# GIVEN REQUEST
Within the material below, find each line bearing the word "Components" and present it.

# INFORMATION SHOWN
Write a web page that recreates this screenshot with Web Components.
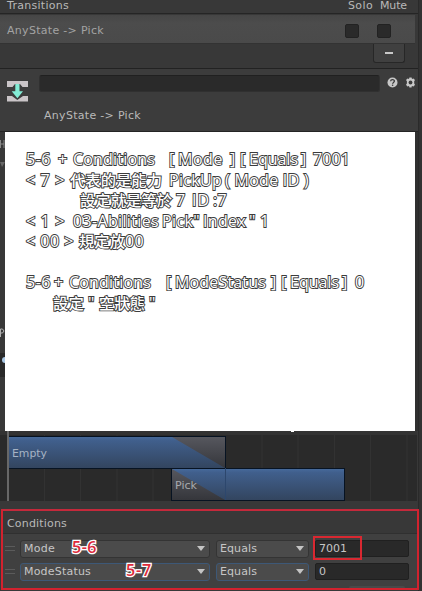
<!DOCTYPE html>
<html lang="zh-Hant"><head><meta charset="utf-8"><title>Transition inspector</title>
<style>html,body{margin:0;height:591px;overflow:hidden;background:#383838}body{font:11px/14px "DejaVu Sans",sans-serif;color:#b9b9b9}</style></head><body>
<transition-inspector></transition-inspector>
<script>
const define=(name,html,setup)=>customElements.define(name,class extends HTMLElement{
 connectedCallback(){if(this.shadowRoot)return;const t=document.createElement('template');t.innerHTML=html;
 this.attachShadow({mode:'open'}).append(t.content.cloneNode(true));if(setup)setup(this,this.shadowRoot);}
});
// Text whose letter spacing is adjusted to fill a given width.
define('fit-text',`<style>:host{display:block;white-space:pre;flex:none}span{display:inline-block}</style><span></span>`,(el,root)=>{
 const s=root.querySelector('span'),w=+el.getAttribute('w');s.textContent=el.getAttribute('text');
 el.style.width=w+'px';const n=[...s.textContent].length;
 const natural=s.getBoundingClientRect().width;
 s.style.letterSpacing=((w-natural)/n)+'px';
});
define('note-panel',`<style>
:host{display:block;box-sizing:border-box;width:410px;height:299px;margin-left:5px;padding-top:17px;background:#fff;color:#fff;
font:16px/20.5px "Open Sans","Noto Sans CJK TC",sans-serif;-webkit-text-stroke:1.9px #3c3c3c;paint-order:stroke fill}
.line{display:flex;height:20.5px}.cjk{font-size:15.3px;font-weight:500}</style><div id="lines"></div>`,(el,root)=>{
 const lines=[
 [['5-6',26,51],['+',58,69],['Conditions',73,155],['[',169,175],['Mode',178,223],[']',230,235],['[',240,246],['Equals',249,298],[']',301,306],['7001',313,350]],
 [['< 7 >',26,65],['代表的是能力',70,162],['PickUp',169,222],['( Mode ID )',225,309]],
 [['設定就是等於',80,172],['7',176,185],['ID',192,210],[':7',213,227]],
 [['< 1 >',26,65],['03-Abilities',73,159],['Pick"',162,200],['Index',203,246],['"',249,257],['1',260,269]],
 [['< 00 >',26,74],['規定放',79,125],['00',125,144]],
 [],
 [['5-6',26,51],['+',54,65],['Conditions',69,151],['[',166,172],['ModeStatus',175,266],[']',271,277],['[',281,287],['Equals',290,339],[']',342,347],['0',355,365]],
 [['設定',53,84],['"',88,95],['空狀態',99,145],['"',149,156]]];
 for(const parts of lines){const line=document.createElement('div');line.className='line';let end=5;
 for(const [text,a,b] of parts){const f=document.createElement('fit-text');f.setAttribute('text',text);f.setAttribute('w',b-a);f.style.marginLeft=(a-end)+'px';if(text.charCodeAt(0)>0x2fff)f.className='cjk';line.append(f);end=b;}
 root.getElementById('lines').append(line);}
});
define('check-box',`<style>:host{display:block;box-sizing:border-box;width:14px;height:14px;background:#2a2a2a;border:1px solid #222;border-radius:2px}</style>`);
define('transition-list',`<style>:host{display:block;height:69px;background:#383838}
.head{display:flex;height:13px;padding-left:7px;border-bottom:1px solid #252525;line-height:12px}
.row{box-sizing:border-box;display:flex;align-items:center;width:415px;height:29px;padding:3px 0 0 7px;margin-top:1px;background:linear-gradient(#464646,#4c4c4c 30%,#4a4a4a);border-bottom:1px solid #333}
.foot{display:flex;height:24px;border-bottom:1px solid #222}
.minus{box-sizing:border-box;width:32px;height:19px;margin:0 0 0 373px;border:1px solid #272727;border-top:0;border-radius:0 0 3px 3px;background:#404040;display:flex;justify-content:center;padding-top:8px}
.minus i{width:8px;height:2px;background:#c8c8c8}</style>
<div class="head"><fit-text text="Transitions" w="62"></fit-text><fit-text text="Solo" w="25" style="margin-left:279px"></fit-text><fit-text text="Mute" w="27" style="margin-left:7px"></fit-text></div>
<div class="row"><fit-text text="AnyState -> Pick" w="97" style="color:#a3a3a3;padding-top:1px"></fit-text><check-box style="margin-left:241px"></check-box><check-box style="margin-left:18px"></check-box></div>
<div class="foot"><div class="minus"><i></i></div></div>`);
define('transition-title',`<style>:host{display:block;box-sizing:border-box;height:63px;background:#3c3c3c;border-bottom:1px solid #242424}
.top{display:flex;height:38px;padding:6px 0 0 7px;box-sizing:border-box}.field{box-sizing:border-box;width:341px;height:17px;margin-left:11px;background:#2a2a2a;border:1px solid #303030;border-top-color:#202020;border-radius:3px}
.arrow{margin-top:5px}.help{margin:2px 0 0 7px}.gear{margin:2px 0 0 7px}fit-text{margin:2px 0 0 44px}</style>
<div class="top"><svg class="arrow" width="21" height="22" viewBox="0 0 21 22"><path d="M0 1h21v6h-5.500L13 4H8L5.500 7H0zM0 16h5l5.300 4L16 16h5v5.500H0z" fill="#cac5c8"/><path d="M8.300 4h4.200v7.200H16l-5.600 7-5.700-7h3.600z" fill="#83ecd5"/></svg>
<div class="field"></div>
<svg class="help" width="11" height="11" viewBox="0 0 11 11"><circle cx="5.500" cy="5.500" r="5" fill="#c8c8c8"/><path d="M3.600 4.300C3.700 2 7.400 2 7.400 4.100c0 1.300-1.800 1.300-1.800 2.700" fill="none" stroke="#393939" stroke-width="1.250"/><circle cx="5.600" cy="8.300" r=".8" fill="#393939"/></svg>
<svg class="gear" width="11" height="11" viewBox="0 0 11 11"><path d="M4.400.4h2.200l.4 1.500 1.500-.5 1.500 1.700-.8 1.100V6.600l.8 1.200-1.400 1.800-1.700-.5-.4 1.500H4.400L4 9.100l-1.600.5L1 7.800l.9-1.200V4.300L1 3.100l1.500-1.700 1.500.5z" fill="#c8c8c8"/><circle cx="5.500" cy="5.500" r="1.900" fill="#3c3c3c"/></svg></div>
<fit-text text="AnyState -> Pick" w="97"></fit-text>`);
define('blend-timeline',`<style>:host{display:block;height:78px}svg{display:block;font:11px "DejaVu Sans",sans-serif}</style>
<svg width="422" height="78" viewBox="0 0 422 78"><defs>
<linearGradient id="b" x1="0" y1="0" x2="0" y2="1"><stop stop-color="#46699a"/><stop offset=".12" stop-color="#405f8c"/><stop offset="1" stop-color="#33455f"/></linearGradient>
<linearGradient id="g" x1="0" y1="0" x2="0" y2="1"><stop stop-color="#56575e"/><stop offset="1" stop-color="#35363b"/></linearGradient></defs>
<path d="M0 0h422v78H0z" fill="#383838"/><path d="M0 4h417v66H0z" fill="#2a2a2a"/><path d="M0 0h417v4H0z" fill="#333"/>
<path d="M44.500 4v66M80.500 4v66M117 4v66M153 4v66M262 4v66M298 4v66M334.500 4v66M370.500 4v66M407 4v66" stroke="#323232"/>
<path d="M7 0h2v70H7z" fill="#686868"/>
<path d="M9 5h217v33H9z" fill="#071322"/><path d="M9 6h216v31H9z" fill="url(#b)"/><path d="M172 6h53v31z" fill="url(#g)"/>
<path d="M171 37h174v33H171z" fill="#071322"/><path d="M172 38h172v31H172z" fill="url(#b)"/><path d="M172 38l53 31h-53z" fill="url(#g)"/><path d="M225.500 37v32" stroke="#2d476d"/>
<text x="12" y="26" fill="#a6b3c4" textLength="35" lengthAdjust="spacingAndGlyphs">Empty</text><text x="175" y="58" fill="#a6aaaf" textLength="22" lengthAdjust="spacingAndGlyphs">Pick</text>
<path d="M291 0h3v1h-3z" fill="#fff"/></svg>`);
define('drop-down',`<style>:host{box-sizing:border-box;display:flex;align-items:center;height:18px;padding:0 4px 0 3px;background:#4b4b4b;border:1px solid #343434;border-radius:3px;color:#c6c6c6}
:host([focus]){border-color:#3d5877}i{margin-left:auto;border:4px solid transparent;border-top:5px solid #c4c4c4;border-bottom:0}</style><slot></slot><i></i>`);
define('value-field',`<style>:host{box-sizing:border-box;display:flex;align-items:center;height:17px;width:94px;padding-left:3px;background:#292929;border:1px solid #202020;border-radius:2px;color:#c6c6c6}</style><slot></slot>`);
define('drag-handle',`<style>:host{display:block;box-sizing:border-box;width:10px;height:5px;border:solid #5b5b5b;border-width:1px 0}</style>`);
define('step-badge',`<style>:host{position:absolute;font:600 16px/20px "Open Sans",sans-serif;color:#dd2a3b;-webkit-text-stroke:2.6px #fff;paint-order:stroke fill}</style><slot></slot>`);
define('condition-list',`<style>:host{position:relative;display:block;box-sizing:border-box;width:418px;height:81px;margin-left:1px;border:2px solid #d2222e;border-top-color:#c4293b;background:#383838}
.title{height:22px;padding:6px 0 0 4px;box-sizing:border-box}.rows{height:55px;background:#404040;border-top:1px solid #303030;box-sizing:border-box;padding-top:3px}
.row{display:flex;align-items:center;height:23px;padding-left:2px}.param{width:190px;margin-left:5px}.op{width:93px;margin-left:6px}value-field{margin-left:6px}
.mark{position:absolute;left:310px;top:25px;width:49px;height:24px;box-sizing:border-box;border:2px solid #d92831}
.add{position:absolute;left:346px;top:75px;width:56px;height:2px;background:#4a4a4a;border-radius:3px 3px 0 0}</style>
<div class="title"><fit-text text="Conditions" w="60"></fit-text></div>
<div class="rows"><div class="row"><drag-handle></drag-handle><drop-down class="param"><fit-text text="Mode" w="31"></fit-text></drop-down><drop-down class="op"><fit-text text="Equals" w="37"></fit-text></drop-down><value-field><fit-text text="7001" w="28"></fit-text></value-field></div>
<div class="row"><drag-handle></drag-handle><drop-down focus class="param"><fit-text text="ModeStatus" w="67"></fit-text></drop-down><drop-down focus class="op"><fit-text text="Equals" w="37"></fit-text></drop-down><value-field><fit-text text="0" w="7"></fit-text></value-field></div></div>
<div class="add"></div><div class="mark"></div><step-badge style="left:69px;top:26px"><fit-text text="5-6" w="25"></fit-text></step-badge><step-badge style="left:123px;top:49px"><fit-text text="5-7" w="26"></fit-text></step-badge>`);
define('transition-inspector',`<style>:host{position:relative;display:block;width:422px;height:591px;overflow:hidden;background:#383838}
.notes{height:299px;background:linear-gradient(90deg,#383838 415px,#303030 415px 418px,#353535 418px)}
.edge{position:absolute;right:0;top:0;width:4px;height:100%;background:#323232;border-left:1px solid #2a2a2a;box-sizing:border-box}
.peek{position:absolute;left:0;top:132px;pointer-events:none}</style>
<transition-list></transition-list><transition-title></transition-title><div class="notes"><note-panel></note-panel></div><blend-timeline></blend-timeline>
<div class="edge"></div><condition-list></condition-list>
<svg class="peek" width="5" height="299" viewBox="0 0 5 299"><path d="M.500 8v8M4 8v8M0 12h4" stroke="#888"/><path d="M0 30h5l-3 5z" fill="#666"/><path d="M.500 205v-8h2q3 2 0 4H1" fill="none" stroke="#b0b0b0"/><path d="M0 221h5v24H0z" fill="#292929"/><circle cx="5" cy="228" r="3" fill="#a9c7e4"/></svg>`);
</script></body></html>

* * *

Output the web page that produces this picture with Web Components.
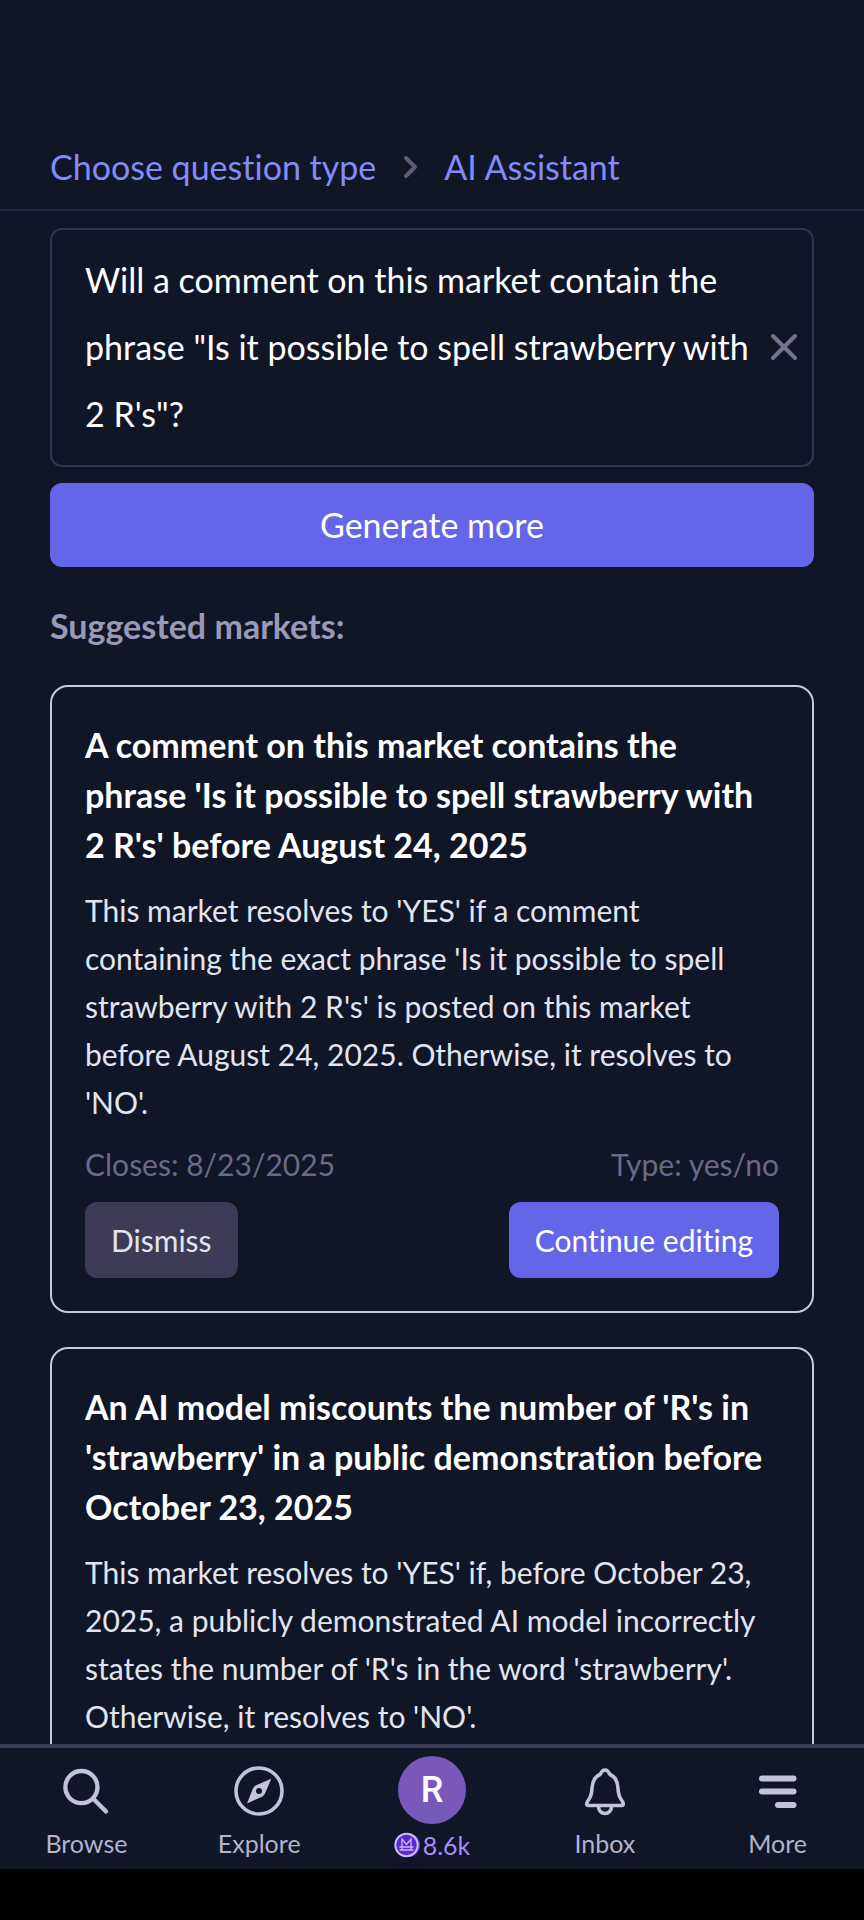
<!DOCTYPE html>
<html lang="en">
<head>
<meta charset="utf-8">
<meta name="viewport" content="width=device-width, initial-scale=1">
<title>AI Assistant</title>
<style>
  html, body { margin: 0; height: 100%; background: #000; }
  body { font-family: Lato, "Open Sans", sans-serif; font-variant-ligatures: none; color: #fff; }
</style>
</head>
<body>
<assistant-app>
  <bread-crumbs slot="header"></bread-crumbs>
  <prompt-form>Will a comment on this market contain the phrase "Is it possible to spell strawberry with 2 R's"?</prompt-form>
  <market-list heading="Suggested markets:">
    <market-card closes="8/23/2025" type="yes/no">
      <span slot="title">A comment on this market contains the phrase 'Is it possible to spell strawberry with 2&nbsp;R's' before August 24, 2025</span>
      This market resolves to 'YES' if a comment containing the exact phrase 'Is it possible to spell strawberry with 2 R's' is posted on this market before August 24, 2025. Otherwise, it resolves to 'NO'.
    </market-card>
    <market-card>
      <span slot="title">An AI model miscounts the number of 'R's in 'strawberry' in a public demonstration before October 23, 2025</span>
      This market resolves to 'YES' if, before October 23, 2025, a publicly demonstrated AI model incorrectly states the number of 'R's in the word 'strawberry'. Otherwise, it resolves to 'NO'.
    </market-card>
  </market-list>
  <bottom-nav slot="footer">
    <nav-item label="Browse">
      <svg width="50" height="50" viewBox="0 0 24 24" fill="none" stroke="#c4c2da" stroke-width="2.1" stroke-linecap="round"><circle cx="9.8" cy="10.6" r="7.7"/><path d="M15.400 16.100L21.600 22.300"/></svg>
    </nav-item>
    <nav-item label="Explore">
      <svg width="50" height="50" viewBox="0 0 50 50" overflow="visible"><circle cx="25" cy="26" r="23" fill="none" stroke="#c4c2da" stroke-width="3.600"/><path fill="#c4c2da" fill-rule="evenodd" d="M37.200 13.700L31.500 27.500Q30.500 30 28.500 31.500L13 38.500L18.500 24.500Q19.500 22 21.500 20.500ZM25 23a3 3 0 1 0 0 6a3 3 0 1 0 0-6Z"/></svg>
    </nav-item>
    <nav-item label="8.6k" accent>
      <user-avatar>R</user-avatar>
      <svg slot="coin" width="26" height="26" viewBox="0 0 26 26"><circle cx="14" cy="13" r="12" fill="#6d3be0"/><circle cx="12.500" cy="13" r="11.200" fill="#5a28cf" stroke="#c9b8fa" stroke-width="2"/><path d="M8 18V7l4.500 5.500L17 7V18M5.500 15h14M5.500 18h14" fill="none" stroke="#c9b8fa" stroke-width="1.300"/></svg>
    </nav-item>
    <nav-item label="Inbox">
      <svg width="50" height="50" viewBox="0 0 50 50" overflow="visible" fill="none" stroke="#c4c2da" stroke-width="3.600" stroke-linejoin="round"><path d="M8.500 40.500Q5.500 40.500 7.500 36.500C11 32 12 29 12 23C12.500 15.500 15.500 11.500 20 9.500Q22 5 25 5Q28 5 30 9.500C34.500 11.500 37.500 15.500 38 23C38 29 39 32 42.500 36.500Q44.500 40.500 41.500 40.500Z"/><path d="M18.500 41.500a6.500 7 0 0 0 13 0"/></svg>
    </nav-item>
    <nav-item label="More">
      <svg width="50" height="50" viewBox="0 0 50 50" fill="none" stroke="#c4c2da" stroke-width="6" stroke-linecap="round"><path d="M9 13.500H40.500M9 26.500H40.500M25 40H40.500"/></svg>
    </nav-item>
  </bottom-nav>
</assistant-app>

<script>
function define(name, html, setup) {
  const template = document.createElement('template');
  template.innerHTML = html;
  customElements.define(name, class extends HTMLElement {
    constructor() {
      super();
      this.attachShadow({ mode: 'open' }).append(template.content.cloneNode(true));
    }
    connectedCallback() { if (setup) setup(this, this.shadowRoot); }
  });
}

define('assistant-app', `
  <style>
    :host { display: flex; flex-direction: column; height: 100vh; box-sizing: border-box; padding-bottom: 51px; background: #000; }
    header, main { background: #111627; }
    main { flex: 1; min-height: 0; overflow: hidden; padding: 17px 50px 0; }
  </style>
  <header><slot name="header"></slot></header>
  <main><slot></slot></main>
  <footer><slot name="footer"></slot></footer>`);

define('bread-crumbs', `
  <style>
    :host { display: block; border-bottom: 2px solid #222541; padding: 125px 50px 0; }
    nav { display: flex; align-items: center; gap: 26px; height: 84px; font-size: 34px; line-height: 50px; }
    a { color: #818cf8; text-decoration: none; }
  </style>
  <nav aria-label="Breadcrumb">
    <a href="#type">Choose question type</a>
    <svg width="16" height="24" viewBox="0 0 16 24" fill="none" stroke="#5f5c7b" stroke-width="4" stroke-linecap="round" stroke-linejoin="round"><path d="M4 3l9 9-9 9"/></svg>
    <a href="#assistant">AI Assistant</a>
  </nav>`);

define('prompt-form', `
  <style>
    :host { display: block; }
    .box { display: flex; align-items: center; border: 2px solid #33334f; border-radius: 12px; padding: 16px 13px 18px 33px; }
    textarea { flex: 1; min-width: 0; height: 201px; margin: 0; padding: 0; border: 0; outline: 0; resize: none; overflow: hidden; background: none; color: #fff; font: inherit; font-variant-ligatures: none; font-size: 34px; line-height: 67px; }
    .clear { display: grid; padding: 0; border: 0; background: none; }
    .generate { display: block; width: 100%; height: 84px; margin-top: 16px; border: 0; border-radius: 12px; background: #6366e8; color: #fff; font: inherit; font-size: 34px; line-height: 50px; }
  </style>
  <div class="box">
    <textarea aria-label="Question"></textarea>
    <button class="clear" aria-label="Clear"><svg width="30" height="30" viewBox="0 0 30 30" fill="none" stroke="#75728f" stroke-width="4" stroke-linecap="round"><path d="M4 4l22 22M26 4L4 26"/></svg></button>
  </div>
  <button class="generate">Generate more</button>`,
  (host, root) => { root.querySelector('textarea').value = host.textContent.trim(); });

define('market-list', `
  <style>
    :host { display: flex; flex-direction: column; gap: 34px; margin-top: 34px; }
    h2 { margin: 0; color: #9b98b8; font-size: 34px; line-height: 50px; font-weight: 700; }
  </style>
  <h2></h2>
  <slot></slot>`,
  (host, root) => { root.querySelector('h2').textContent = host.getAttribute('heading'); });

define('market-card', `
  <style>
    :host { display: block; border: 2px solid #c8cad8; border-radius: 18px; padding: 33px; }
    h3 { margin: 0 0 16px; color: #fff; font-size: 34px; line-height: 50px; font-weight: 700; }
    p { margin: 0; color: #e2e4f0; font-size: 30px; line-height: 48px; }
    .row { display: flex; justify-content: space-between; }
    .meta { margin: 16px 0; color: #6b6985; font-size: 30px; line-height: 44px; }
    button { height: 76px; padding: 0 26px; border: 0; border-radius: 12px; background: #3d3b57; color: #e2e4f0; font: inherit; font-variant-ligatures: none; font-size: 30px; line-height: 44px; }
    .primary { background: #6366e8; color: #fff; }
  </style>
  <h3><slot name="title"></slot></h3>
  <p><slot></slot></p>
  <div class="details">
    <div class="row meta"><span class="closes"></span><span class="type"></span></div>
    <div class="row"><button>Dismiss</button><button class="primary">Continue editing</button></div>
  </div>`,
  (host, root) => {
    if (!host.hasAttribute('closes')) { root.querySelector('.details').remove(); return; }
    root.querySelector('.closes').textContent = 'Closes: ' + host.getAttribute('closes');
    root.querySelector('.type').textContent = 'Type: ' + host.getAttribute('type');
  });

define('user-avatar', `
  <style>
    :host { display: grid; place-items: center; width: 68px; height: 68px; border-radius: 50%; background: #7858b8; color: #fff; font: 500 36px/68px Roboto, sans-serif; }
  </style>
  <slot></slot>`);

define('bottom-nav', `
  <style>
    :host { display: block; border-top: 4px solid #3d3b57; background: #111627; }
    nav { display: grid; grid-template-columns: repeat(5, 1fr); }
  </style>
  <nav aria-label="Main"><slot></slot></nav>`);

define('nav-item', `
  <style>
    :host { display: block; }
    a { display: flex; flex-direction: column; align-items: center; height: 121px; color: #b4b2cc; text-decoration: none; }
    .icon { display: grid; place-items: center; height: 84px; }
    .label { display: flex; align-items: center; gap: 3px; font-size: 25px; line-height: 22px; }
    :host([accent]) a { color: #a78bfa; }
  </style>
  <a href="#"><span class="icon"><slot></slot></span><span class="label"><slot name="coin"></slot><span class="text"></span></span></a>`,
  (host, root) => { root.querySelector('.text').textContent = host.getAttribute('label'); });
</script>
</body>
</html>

# EXERCISE RESPONSE
Write a web page that recreates this screenshot with Web Components.
Output the web page that produces this picture with Web Components.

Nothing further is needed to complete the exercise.